Other sources of food included foraged fungi, such as morel mushrooms. While morels are prized among chefs and home cooks across the country now, they are also an important spring food that historically would’ve helped Appalachians bridge the food gap between winter and summer. Barlowe says there are a lot of historical accounts of Appalachians eating morels, which are conical. He says they’re often called “dry-land fish” and are easy enough to forage because they are unique and recognizable.
Both Miller and Barlowe encourage young people to learn traditional foods and foraging skills, and it seems like the practice is growing more popular. The Tennessee Foragers & Mushroom Hunters Facebook group is a great place to meet like-minded folks in my area, and the group’s more than 9,000 members help each other identify mushrooms and plants such as mullein, often smoked to alleviate respiratory illnesses. One member recently commented that he values foraging because it can offset problems with the supply chain, so he doesn’t have to worry if grocery shelves are thinly stocked. Another member said she expected about 40 people to come to her 500-acre property for a two-day foraging fest, a private event open only to group members. There doesn’t seem to be just one kind of person in the group, and Barlowe says he recognizes a similar diversity at Potential Pantry, too.
“I don’t think there’s a way to say ‘this type of person is interested in foraging,’” Barlowe says. “I see a lot of older people, younger people—it’s all across the board. One thing [about] them is they’ve started caring about where their food comes from and how it affects their overall health.”
Barlowe also says it’s important to forage sustainably, and he says that some commonly gathered items such as ramps are in particular danger. He says there are ways to collect ramps, another wild spring vegetable foraged in Appalachia, that allow them to re-grow relatively quickly. But growing them from seed could take a decade to produce a mature plant.
Beyond foraging, many historical Appalachian foodways are passed down as oral traditions, so preserving them simply starts by writing them down. Although some cooks may want to maintain an air of mystery around a certain recipe, Miller says that, usually, elders will let you watch them make a dish or perhaps even videotape the process.
“I love [recipes] that put in some kind of context,” Miller says. “‘This was a Sunday dinner family treat; when we had a community celebration, this was a featured dish.’”
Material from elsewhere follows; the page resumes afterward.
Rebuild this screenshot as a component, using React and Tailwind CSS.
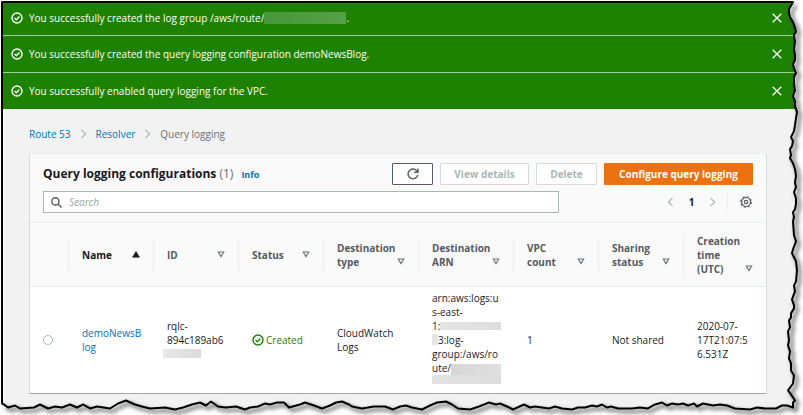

While it’s unlikely that I’ll be stewing squirrel any time soon now that I’m a vegetarian, I’ve found joy in resurrecting Appalachian foodways and recipes. This year, I learned to make poke berry jelly—which won best in show at the county fair, mind you—as well as how to forage delicious chanterelle mushrooms. Like Miller says, it’s easier to start when you have a guide, but making old traditions new again helps us celebrate where we come from, no matter what part of the world you might live in.